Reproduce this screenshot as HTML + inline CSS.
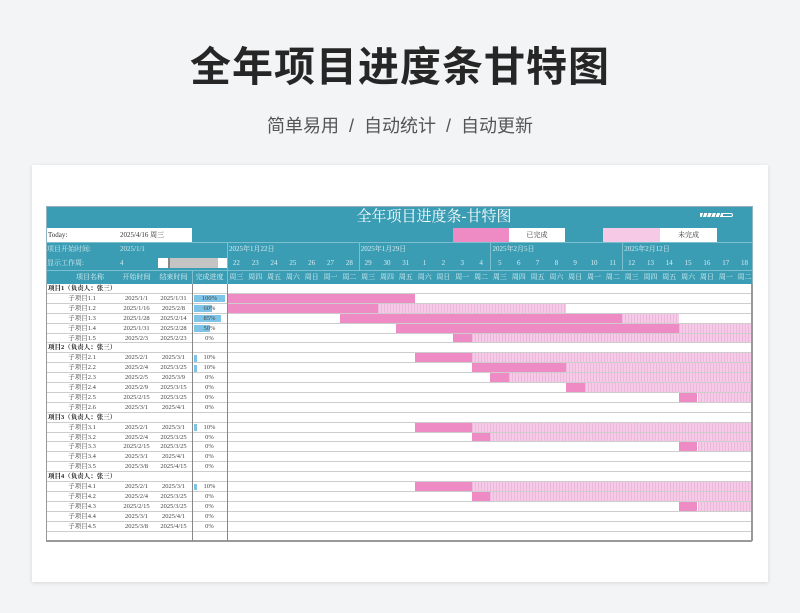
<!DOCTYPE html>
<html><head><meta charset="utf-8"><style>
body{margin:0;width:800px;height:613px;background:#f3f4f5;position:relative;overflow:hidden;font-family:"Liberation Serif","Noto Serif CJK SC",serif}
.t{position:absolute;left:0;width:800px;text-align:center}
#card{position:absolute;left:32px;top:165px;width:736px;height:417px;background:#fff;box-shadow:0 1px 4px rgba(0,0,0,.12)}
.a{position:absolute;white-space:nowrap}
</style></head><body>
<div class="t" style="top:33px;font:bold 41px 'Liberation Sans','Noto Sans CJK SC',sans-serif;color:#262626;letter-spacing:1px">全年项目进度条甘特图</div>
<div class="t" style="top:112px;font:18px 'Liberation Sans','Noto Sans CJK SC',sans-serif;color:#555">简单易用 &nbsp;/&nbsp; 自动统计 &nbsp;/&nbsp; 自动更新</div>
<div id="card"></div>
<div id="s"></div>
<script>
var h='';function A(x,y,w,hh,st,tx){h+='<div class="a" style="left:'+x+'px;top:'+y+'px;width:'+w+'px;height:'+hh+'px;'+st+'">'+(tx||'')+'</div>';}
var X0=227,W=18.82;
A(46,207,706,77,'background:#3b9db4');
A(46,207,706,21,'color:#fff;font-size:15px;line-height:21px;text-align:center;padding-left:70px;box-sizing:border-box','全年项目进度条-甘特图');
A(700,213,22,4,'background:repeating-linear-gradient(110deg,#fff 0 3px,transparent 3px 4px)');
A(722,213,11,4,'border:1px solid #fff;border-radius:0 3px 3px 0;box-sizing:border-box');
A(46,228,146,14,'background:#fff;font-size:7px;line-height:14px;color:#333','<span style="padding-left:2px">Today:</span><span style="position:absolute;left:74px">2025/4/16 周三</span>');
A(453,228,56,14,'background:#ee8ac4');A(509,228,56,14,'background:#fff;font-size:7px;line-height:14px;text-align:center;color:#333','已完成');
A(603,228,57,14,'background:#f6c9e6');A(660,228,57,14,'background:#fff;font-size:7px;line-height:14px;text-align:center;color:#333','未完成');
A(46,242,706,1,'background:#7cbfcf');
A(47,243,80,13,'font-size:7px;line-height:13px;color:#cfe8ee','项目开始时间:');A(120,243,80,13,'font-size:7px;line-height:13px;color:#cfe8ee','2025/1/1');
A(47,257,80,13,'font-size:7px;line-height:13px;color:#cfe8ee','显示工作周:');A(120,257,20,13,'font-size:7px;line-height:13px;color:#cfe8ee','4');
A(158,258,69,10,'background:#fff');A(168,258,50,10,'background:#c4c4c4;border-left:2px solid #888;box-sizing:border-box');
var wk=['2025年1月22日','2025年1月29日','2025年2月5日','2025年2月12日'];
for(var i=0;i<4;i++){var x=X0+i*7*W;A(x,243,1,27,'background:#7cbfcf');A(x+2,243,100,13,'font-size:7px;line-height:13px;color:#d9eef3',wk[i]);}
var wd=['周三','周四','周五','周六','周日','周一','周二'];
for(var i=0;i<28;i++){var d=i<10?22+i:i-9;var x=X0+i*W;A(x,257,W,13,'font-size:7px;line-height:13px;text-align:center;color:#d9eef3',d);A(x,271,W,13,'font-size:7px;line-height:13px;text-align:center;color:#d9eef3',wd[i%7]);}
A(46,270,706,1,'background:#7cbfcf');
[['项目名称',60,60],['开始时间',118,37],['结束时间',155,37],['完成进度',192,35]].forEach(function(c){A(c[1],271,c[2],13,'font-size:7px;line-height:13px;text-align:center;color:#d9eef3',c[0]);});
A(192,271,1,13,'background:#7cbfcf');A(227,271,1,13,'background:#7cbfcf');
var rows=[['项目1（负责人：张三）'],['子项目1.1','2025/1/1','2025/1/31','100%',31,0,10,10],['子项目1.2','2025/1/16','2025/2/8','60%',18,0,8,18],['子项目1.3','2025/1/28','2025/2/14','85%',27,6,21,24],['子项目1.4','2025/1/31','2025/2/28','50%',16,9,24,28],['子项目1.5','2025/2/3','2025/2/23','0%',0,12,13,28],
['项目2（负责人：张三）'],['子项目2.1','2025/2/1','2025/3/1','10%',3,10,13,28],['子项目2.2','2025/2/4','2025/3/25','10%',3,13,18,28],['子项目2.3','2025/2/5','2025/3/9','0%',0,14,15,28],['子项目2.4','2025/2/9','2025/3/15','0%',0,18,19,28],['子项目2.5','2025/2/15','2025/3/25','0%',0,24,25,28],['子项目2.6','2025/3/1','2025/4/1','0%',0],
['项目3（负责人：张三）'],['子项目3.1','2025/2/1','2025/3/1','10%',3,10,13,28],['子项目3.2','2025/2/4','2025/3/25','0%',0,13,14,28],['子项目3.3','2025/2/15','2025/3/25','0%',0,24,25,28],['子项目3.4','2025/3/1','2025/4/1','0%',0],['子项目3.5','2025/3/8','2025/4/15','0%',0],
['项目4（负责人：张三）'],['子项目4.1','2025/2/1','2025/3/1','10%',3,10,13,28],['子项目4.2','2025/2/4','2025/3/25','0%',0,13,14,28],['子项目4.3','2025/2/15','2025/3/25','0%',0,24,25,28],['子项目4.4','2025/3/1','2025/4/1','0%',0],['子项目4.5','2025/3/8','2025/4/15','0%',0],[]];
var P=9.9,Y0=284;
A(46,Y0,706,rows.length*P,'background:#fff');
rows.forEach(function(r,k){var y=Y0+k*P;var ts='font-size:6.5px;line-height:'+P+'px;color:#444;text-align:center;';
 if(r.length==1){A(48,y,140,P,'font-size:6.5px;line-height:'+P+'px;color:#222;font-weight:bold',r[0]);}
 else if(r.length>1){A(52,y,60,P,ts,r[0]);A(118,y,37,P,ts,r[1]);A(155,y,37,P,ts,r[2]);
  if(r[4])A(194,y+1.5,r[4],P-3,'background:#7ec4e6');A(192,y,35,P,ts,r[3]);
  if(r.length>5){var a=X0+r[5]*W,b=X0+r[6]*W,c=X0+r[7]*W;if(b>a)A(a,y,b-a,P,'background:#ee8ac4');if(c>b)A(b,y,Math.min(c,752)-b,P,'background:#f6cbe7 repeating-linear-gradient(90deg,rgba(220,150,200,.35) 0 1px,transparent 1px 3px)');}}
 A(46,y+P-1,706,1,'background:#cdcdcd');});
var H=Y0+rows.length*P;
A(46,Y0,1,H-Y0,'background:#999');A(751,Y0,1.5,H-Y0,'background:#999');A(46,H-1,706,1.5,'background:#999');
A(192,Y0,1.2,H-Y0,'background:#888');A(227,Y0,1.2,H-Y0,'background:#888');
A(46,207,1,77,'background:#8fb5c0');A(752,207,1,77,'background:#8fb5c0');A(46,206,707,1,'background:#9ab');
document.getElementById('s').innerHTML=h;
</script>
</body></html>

☆ ☆ ☆

> What you are asked to do
Take the data above and repeat it exactly, leaving each picture out.

> Task output
Reproduce this screenshot as HTML + inline CSS.
<!DOCTYPE html>
<html><head><meta charset="utf-8"><style>
body{margin:0;width:800px;height:613px;background:#f3f4f5;position:relative;overflow:hidden;font-family:"Liberation Serif","Noto Serif CJK SC",serif}
.t{position:absolute;left:0;width:800px;text-align:center}
#card{position:absolute;left:32px;top:165px;width:736px;height:417px;background:#fff;box-shadow:0 1px 4px rgba(0,0,0,.12)}
.a{position:absolute;white-space:nowrap}
</style></head><body>
<div class="t" style="top:33px;font:bold 41px 'Liberation Sans','Noto Sans CJK SC',sans-serif;color:#262626;letter-spacing:1px">全年项目进度条甘特图</div>
<div class="t" style="top:112px;font:18px 'Liberation Sans','Noto Sans CJK SC',sans-serif;color:#555">简单易用 &nbsp;/&nbsp; 自动统计 &nbsp;/&nbsp; 自动更新</div>
<div id="card"></div>
<div id="s"></div>
<script>
var h='';function A(x,y,w,hh,st,tx){h+='<div class="a" style="left:'+x+'px;top:'+y+'px;width:'+w+'px;height:'+hh+'px;'+st+'">'+(tx||'')+'</div>';}
var X0=227,W=18.82;
A(46,207,706,77,'background:#3b9db4');
A(46,207,706,21,'color:#fff;font-size:15px;line-height:21px;text-align:center;padding-left:70px;box-sizing:border-box','全年项目进度条-甘特图');
A(700,213,22,4,'background:repeating-linear-gradient(110deg,#fff 0 3px,transparent 3px 4px)');
A(722,213,11,4,'border:1px solid #fff;border-radius:0 3px 3px 0;box-sizing:border-box');
A(46,228,146,14,'background:#fff;font-size:7px;line-height:14px;color:#333','<span style="padding-left:2px">Today:</span><span style="position:absolute;left:74px">2025/4/16 周三</span>');
A(453,228,56,14,'background:#ee8ac4');A(509,228,56,14,'background:#fff;font-size:7px;line-height:14px;text-align:center;color:#333','已完成');
A(603,228,57,14,'background:#f6c9e6');A(660,228,57,14,'background:#fff;font-size:7px;line-height:14px;text-align:center;color:#333','未完成');
A(46,242,706,1,'background:#7cbfcf');
A(47,243,80,13,'font-size:7px;line-height:13px;color:#cfe8ee','项目开始时间:');A(120,243,80,13,'font-size:7px;line-height:13px;color:#cfe8ee','2025/1/1');
A(47,257,80,13,'font-size:7px;line-height:13px;color:#cfe8ee','显示工作周:');A(120,257,20,13,'font-size:7px;line-height:13px;color:#cfe8ee','4');
A(158,258,69,10,'background:#fff');A(168,258,50,10,'background:#c4c4c4;border-left:2px solid #888;box-sizing:border-box');
var wk=['2025年1月22日','2025年1月29日','2025年2月5日','2025年2月12日'];
for(var i=0;i<4;i++){var x=X0+i*7*W;A(x,243,1,27,'background:#7cbfcf');A(x+2,243,100,13,'font-size:7px;line-height:13px;color:#d9eef3',wk[i]);}
var wd=['周三','周四','周五','周六','周日','周一','周二'];
for(var i=0;i<28;i++){var d=i<10?22+i:i-9;var x=X0+i*W;A(x,257,W,13,'font-size:7px;line-height:13px;text-align:center;color:#d9eef3',d);A(x,271,W,13,'font-size:7px;line-height:13px;text-align:center;color:#d9eef3',wd[i%7]);}
A(46,270,706,1,'background:#7cbfcf');
[['项目名称',60,60],['开始时间',118,37],['结束时间',155,37],['完成进度',192,35]].forEach(function(c){A(c[1],271,c[2],13,'font-size:7px;line-height:13px;text-align:center;color:#d9eef3',c[0]);});
A(192,271,1,13,'background:#7cbfcf');A(227,271,1,13,'background:#7cbfcf');
var rows=[['项目1（负责人：张三）'],['子项目1.1','2025/1/1','2025/1/31','100%',31,0,10,10],['子项目1.2','2025/1/16','2025/2/8','60%',18,0,8,18],['子项目1.3','2025/1/28','2025/2/14','85%',27,6,21,24],['子项目1.4','2025/1/31','2025/2/28','50%',16,9,24,28],['子项目1.5','2025/2/3','2025/2/23','0%',0,12,13,28],
['项目2（负责人：张三）'],['子项目2.1','2025/2/1','2025/3/1','10%',3,10,13,28],['子项目2.2','2025/2/4','2025/3/25','10%',3,13,18,28],['子项目2.3','2025/2/5','2025/3/9','0%',0,14,15,28],['子项目2.4','2025/2/9','2025/3/15','0%',0,18,19,28],['子项目2.5','2025/2/15','2025/3/25','0%',0,24,25,28],['子项目2.6','2025/3/1','2025/4/1','0%',0],
['项目3（负责人：张三）'],['子项目3.1','2025/2/1','2025/3/1','10%',3,10,13,28],['子项目3.2','2025/2/4','2025/3/25','0%',0,13,14,28],['子项目3.3','2025/2/15','2025/3/25','0%',0,24,25,28],['子项目3.4','2025/3/1','2025/4/1','0%',0],['子项目3.5','2025/3/8','2025/4/15','0%',0],
['项目4（负责人：张三）'],['子项目4.1','2025/2/1','2025/3/1','10%',3,10,13,28],['子项目4.2','2025/2/4','2025/3/25','0%',0,13,14,28],['子项目4.3','2025/2/15','2025/3/25','0%',0,24,25,28],['子项目4.4','2025/3/1','2025/4/1','0%',0],['子项目4.5','2025/3/8','2025/4/15','0%',0],[]];
var P=9.9,Y0=284;
A(46,Y0,706,rows.length*P,'background:#fff');
rows.forEach(function(r,k){var y=Y0+k*P;var ts='font-size:6.5px;line-height:'+P+'px;color:#444;text-align:center;';
 if(r.length==1){A(48,y,140,P,'font-size:6.5px;line-height:'+P+'px;color:#222;font-weight:bold',r[0]);}
 else if(r.length>1){A(52,y,60,P,ts,r[0]);A(118,y,37,P,ts,r[1]);A(155,y,37,P,ts,r[2]);
  if(r[4])A(194,y+1.5,r[4],P-3,'background:#7ec4e6');A(192,y,35,P,ts,r[3]);
  if(r.length>5){var a=X0+r[5]*W,b=X0+r[6]*W,c=X0+r[7]*W;if(b>a)A(a,y,b-a,P,'background:#ee8ac4');if(c>b)A(b,y,Math.min(c,752)-b,P,'background:#f6cbe7 repeating-linear-gradient(90deg,rgba(220,150,200,.35) 0 1px,transparent 1px 3px)');}}
 A(46,y+P-1,706,1,'background:#cdcdcd');});
var H=Y0+rows.length*P;
A(46,Y0,1,H-Y0,'background:#999');A(751,Y0,1.5,H-Y0,'background:#999');A(46,H-1,706,1.5,'background:#999');
A(192,Y0,1.2,H-Y0,'background:#888');A(227,Y0,1.2,H-Y0,'background:#888');
A(46,207,1,77,'background:#8fb5c0');A(752,207,1,77,'background:#8fb5c0');A(46,206,707,1,'background:#9ab');
document.getElementById('s').innerHTML=h;
</script>
</body></html>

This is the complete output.